In July, Idaho Power announced it was planning to close two units at the enormous Jim Bridger Power Plant — one in 2028 and the other in 2028. The utility also has plans to close coal power plants in Nevada and Oregon.

Closer to home, the five owners of the three-unit Craig Station power plant agreed with federal agencies a year ago that the 427-megawatt Craig Station unit one would be retired by Dec. 31, 2025, to satisfy a federal regulation regarding haze created by coal-fired power plants.

But the real kicker was the announcement this year that the giant Navajo Power Plant near Page, Arizona, will close by 2019. The four utilities that have a stake in the plant cited the relative economy over time of purchasing natural gas to generate power, in announcing their plans.

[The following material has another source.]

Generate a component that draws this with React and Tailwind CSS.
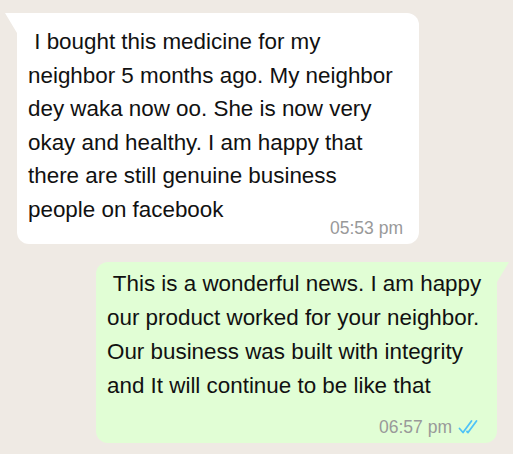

“Worldwide, in most countries, coal is falling off the cliff,” Komor said. “But in the U. S., in particular, natural gas is proving to be a preferred option for generation. It’s plentiful, and it’s economical to begin with,” due to the technologies involved in fracking shale to get at the gas.

The price of coal per btu is currently lower than natural gas, but the cost of gas has been steadily dropping. 

U.S. News and World Report reports that natural gas claimed a greater share of U.S. power generation for the first time in 2016 after a sharp rise that began in about 2012. And despite increased demand for gas, prices continue to fall with improving technology.

And power generation companies are looking at their aging coal-fired plants, the cost to outfit them with new emission controls, the relative cost of building and operating the two kinds of power plants, and betting on gas for the future.